L’Angola pourrait s’impliquer « indirectement » et militairement dans le conflit. Joao Lourenço étant médiateur du processus diplomatique de Luanda, toujours en cours, il lui est impossible d’envoyer des troupes sous drapeau angolais, mais des pistes alternatives sont sur la table avec Kinshasa. Félix Tshisekedi va également s’appuyer sur la Tanzanie, qui a décidé de poursuivre son soutien dans le cadre de la force régionale de la SADC en maintenant ses effectifs, mais sans les augmenter.
Ces soutiens peuvent-ils inverser le rapport de force militaire, qui penche aujourd’hui largement en faveur du M23 et de son soutien rwandais ? Le Rwanda joue aujourd’hui le mauvais rôle. Il n’y a aucune explication objective à son implication au Congo, et il intervient au grand jour en affrontant directement la Monusco et l’Afrique du Sud. Le conflit n’est plus l’affaire des Congolais entre eux, comme le disait Kigali. Une aide militaire conséquente du Burundi, mais surtout de l’Afrique du Sud pourrait donc changer la donne.

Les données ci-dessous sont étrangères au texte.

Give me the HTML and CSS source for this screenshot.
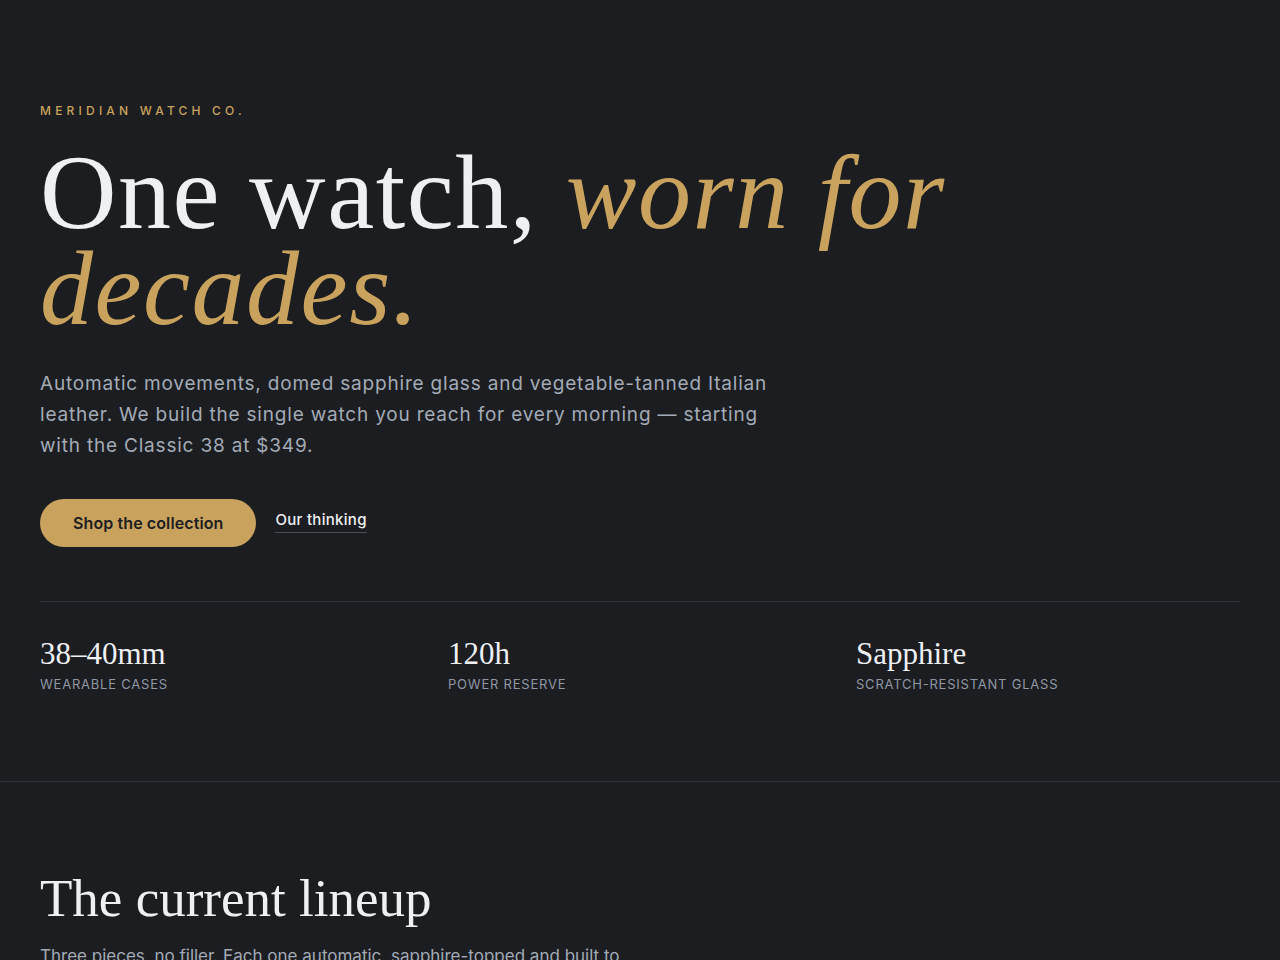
FILE: index.html
```html
<!DOCTYPE html>
<html lang="en">
<head>
<meta charset="utf-8">
<title>Meridian Watch Co.</title>
<link rel="stylesheet" href="styles.css">
</head>
<body>
<section class="hero">
  <p class="eyebrow">Meridian Watch Co.</p>
  <h1 class="headline">One watch, <em>worn for decades.</em></h1>
  <p class="lede">Automatic movements, domed sapphire glass and vegetable-tanned Italian leather. We build the single watch you reach for every morning — starting with the Classic 38 at $349.</p>
  <div class="actions">
    <a class="btn-primary" href="#">Shop the collection</a>
    <a class="link" href="#">Our thinking</a>
  </div>
  <div class="stats">
    <div class="stat">
      <div class="stat-value">38–40mm</div>
      <div class="stat-label">Wearable cases</div>
    </div>
    <div class="stat">
      <div class="stat-value">120h</div>
      <div class="stat-label">Power reserve</div>
    </div>
    <div class="stat">
      <div class="stat-value">Sapphire</div>
      <div class="stat-label">Scratch-resistant glass</div>
    </div>
  </div>
</section>
<section class="lineup">
  <h2 class="section-title">The current lineup</h2>
  <p class="section-lede">Three pieces, no filler. Each one automatic, sapphire-topped and built to last a lifetime of daily wear.</p>
</section>
</body>
</html>
```
FILE: styles.css
```css
* { box-sizing: border-box; }

html, body {
  margin: 0;
  background: #1c1d21;
  color: #eef0f3;
  font-family: Inter, "Noto Sans", sans-serif;
}

.hero {
  padding: 103px 40px 89px;
  border-bottom: 1px solid #2e3036;
}

.eyebrow {
  margin: 0;
  font-size: 12px;
  letter-spacing: 0.35em;
  text-transform: uppercase;
  color: #c9a35d;
  font-weight: 500;
}

.headline {
  margin: 27px 0 0;
  font-family: "Liberation Serif", "DejaVu Serif", serif;
  font-weight: 400;
  font-size: 106px;
  line-height: 96px;
  letter-spacing: 1.5px;
  max-width: 1000px;
  color: #eef0f3;
}

.headline em {
  color: #c9a35d;
  font-style: italic;
}

.lede {
  margin: 31px 0 0;
  max-width: 740px;
  font-size: 19px;
  line-height: 31px;
  letter-spacing: 0.8px;
  color: #a3abb6;
}

.actions {
  margin-top: 38px;
  display: flex;
  align-items: center;
  gap: 19px;
}

.btn-primary {
  display: inline-flex;
  align-items: center;
  height: 48px;
  padding: 0 33px;
  border-radius: 999px;
  background: #c9a35d;
  color: #1c1d21;
  font-weight: 600;
  font-size: 16px;
  letter-spacing: 0.1px;
  text-decoration: none;
}

.link {
  color: #eef0f3;
  font-size: 15px;
  font-weight: 500;
  letter-spacing: 0.3px;
  text-decoration: none;
  padding-bottom: 3px;
  border-bottom: 1px solid #4a4d55;
  margin-top: -4px;
}

.stats {
  margin-top: 54px;
  padding-top: 34px;
  border-top: 1px solid #2e3036;
  display: grid;
  grid-template-columns: repeat(3, 1fr);
  gap: 24px;
}

.stat-value {
  font-family: "Liberation Serif", "DejaVu Serif", serif;
  font-size: 31px;
  line-height: 36px;
  color: #eef0f3;
}

.stat-label {
  margin-top: 4px;
  font-size: 13px;
  letter-spacing: 0.06em;
  text-transform: uppercase;
  color: #8f97a3;
}

.lineup {
  padding: 86px 40px 80px;
}

.section-title {
  margin: 0;
  font-family: "Liberation Serif", "DejaVu Serif", serif;
  font-weight: 400;
  font-size: 53px;
  line-height: 60px;
  color: #eef0f3;
}

.section-lede {
  margin: 14px 0 0;
  max-width: 600px;
  font-size: 17px;
  line-height: 28px;
  letter-spacing: 0;
  color: #a3abb6;
}
```
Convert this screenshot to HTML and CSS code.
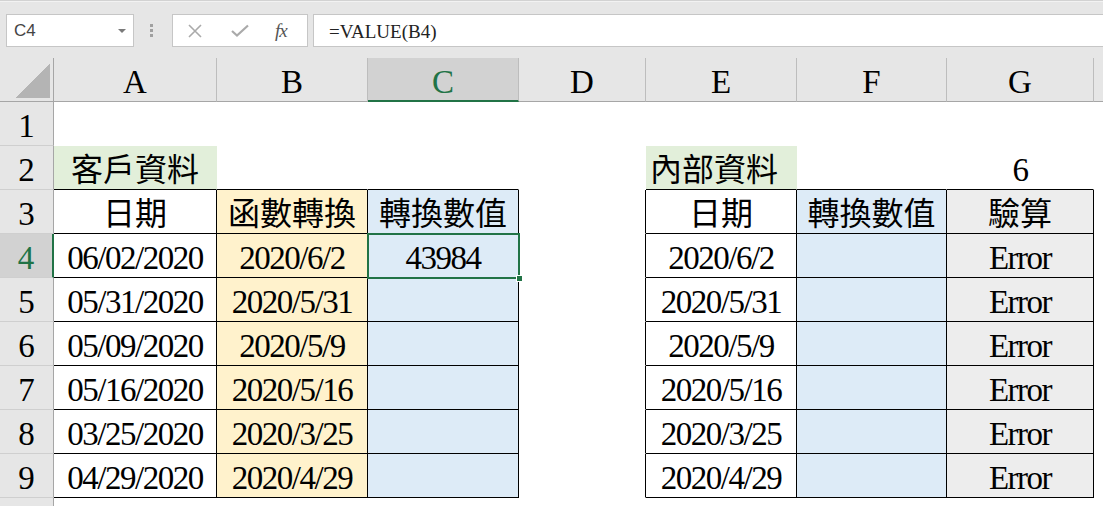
FILE: index.html
```html
<!DOCTYPE html>
<html lang="zh-TW">
<head>
    <meta charset="UTF-8">
    <title>VALUE</title>
    <link rel="stylesheet" href="styles.css">
</head>
<body>

<div class="toolbar">
    <div class="namebox"><span>C4</span><i class="caret"></i></div>
    <div class="grip"><i></i><i></i><i></i></div>
    <div class="fxbox">
        <svg class="ico" width="16" height="14" viewBox="0 0 16 14"><path d="M2 1 L14 13 M14 1 L2 13" stroke="#aaa" stroke-width="1.6" fill="none"/></svg>
        <svg class="ico" width="18" height="13" viewBox="0 0 18 13"><path d="M1 7 L6 11.5 L17 1.5" stroke="#aaa" stroke-width="2.2" fill="none"/></svg>
        <span class="fx">fx</span>
    </div>
    <div class="formula">=VALUE(B4)</div>
</div>

<div class="sheet">
    <!-- 欄標題 -->
    <div class="ch corner"></div>
    <div class="ch">A</div>
    <div class="ch">B</div>
    <div class="ch sel">C</div>
    <div class="ch">D</div>
    <div class="ch">E</div>
    <div class="ch">F</div>
    <div class="ch">G</div>
    <div class="ch last"></div>

    <!-- 1 -->
    <div class="rh">1</div>
    <div class="c"></div><div class="c"></div><div class="c"></div><div class="c"></div>
    <div class="c"></div><div class="c"></div><div class="c"></div><div class="c last"></div>

    <!-- 2 -->
    <div class="rh">2</div>
    <div class="c zh green top">客戶資料</div>
    <div class="c top"></div>
    <div class="c top"></div>
    <div class="c"></div>
    <div class="c zh green top left">內部資料</div>
    <div class="c top"></div>
    <div class="c top">6</div>
    <div class="c last"></div>

    <!-- 3 -->
    <div class="rh">3</div>
    <div class="c zh t">日期</div>
    <div class="c zh t yellow">函數轉換</div>
    <div class="c zh t blue">轉換數值</div>
    <div class="c edge"></div>
    <div class="c zh t">日期</div>
    <div class="c zh t blue">轉換數值</div>
    <div class="c zh t gray">驗算</div>
    <div class="c last"></div>

    <!-- 4 -->
    <div class="rh sel">4</div>
    <div class="c t">06/02/2020</div>
    <div class="c t yellow">2020/6/2</div>
    <div class="c t blue active">43984<span class="handle"></span></div>
    <div class="c edge"></div>
    <div class="c t">2020/6/2</div>
    <div class="c t blue"></div>
    <div class="c t gray">Error</div>
    <div class="c last"></div>

    <!-- 5 -->
    <div class="rh">5</div>
    <div class="c t">05/31/2020</div>
    <div class="c t yellow">2020/5/31</div>
    <div class="c t blue"></div>
    <div class="c edge"></div>
    <div class="c t">2020/5/31</div>
    <div class="c t blue"></div>
    <div class="c t gray">Error</div>
    <div class="c last"></div>

    <!-- 6 -->
    <div class="rh">6</div>
    <div class="c t">05/09/2020</div>
    <div class="c t yellow">2020/5/9</div>
    <div class="c t blue"></div>
    <div class="c edge"></div>
    <div class="c t">2020/5/9</div>
    <div class="c t blue"></div>
    <div class="c t gray">Error</div>
    <div class="c last"></div>

    <!-- 7 -->
    <div class="rh">7</div>
    <div class="c t">05/16/2020</div>
    <div class="c t yellow">2020/5/16</div>
    <div class="c t blue"></div>
    <div class="c edge"></div>
    <div class="c t">2020/5/16</div>
    <div class="c t blue"></div>
    <div class="c t gray">Error</div>
    <div class="c last"></div>

    <!-- 8 -->
    <div class="rh">8</div>
    <div class="c t">03/25/2020</div>
    <div class="c t yellow">2020/3/25</div>
    <div class="c t blue"></div>
    <div class="c edge"></div>
    <div class="c t">2020/3/25</div>
    <div class="c t blue"></div>
    <div class="c t gray">Error</div>
    <div class="c last"></div>

    <!-- 9 -->
    <div class="rh">9</div>
    <div class="c t">04/29/2020</div>
    <div class="c t yellow">2020/4/29</div>
    <div class="c t blue"></div>
    <div class="c edge"></div>
    <div class="c t">2020/4/29</div>
    <div class="c t blue"></div>
    <div class="c t gray">Error</div>
    <div class="c last"></div>

    <!-- 10（只露出一點點） -->
    <div class="rh"></div>
    <div class="c"></div><div class="c"></div><div class="c"></div><div class="c"></div>
    <div class="c"></div><div class="c"></div><div class="c"></div><div class="c last"></div>
</div>

</body>
</html>
```

FILE: styles.css
```css
* {margin:0;padding:0;box-sizing:border-box;}
html,body {width:100%;height:100%;}
body {overflow:hidden;background:#fff;}

/* 上方公式列 */
.toolbar{
    display: flex;
    height: 58px;
    padding: 13px 0 0 6px;
    background: #e6e6e6;
    border-top: 1px solid #d2d2d2;
    box-shadow: inset 0 1px 0 #f2f2f2;
}
.namebox{
    display: flex;
    align-items: center;
    width: 128px;
    height: 33px;
    padding-left: 7px;
    background: #fff;
    border: 1px solid #c6c6c6;
    font: 17px "Liberation Sans", sans-serif;
    color: #444;
}
.namebox span{flex:1;}
.caret{
    width: 0;
    height: 0;
    margin-right: 7px;
    border-left: 4px solid transparent;
    border-right: 4px solid transparent;
    border-top: 4px solid #7a7a7a;
}
.grip{
    display: flex;
    flex-direction: column;
    gap: 2px;
    width: 38px;
    padding: 10px 0 0 16px;
}
.grip i{width:3px;height:3px;background:#a0a0a0;}
.fxbox{
    display: flex;
    align-items: center;
    width: 136px;
    height: 33px;
    padding-left: 14px;
    background: #fff;
    border: 1px solid #c6c6c6;
}
.ico{margin-right:28px;}
.ico + .ico{margin-right:26px;}
.fx{
    font: italic 19px "Liberation Serif", serif;
    color: #555;
    letter-spacing: -1px;
}
.formula{
    flex: 1;
    height: 33px;
    margin-left: 5px;
    margin-right: -2px;
    padding: 6px 0 0 15px;
    background: #fff;
    border: 1px solid #c6c6c6;
    font: 19px "Liberation Serif", serif;
    color: #222;
}

/* 工作表 */
.sheet{
    display: grid;
    grid-template-columns: 54px 163px 151px 151px 127px 151px 150px 147px 1fr;
    grid-auto-rows: 44px;
    height: 448px;
    overflow: hidden;
    font-family: "Liberation Serif", "Noto Sans CJK TC", serif;
    font-size: 33px;
    line-height: 38px;
    color: #000;
}
.ch,.rh,.c{
    padding-top: 5px;
    text-align: center;
    white-space: nowrap;
}
.ch{
    background: #e6e6e6;
    border-right: 1px solid #bdbdbd;
    border-bottom: 1px solid #a6a6a6;
}
.ch.sel{
    background: #d2d2d2;
    color: #217346;
    border-bottom: 2px solid #217346;
}
.corner{
    border-right-color: #a6a6a6;
    background: #e6e6e6 linear-gradient(to bottom right, transparent 50%, #b4b4b4 50%) no-repeat right 3px bottom 3px / 35px 35px;
}
.ch.last{border-right:0;}
.rh{
    background: #e6e6e6;
    border-right: 1px solid #a6a6a6;
    border-bottom: 1px solid #cfcfcf;
}
.rh.sel{
    background: #d2d2d2;
    color: #217346;
    border-right: 2px solid #217346;
}
.c{
    border-right: 1px solid transparent;
    border-bottom: 1px solid transparent;
    letter-spacing: -1.5px;
}
.c.last{overflow:hidden;}
.zh{font-size:32px;letter-spacing:0;}
.left{text-align:left;padding-left:4px;}
.t{border-right-color:#000;border-bottom-color:#000;}
.top{border-bottom-color:#000;}
.edge{border-right-color:#000;}

.green{background:#e2efda;}
.yellow{background:#fff2cc;}
.blue{background:#ddebf7;}
.gray{background:#ededed;}

/* 目前儲存格 */
.active{position:relative;}
.active::after{
    content: "";
    position: absolute;
    top: -1px;
    left: -1px;
    right: -2px;
    bottom: -2px;
    border: 2px solid #217346;
}
.handle{
    position: absolute;
    right: -5px;
    bottom: -5px;
    z-index: 1;
    width: 7px;
    height: 7px;
    background: #217346;
    border: 1px solid #fff;
}
```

Nous exigeons que l’UE décide de sanctions individuelles, de coupes dans l’aide budgétaire au Rwanda, suspende son partenariat avec Kigali sur les ressources minières, et cesse le soutien financier à l’armée rwandaise pour sa lutte contre le terrorisme dans le nord du Mozambique.
De la même façon, le gouvernement français doit cesser toute aide même indirecte au Rwanda et contribuer activement au rétablissement de la souveraineté nationale de la RDC.
Enfin, dénoncer la violation de l’intégrité territoriale congolaise par le Rwanda, sa participation au pillage des minerais et sa complicité dans les violations des droits humains qui sont commis ne signifie pas pour autant donner quitus au régime Tshisekedi, qui porte également une lourde responsabilité dans la dégradation de la situation sécuritaire à l’Est et doit faire preuve de sa capacité à rassembler afin de regagner l’intégrité territoriale de la RDC.